2. Documents produced pursuant to this order shall be seen and reviewed only by Defendants' counsel and support staff in counsel's law offices. They shall not be shared in any way with any employee or officer of Defendants. The documents may be shared with outside expert witnesses who agree in writing to be bound by the protective order in this case and by this order.

3. The deadline for fact discovery has expired. See Doc. 95. The only exception is for the depositions to be conducted in Japan pursuant to the Court's previous order. Doc. 124. Thus, although Defendants are obtaining these documents after the close of fact discovery, they will not be permitted to conduct additional fact discovery related to the documents other than the depositions in Japan.
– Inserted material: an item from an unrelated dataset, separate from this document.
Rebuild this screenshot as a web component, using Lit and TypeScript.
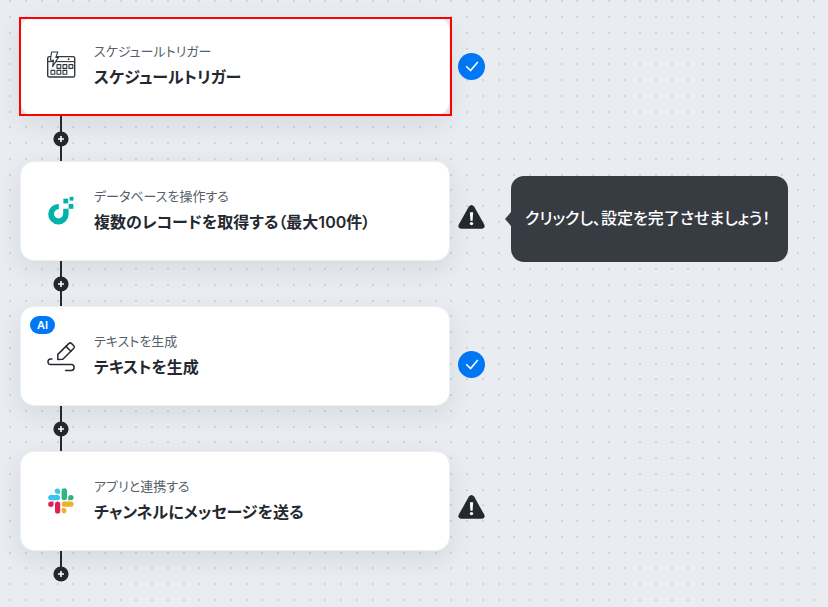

Defendants' document production requests were served on November 10, 2011, with responses produced by AFL on December 13, 2011. Doc. 130 at 2-3. Defendants had ample time to bring this issue to the Court's attention. Having waited six months until the close of discovery to do so, Defendants will not be permitted additional time to conduct fact discovery related to information contained in the documents. Because expert disclosures are still underway, the documents may be used in Defendants' expert disclosures, consistent with the protective order entered above.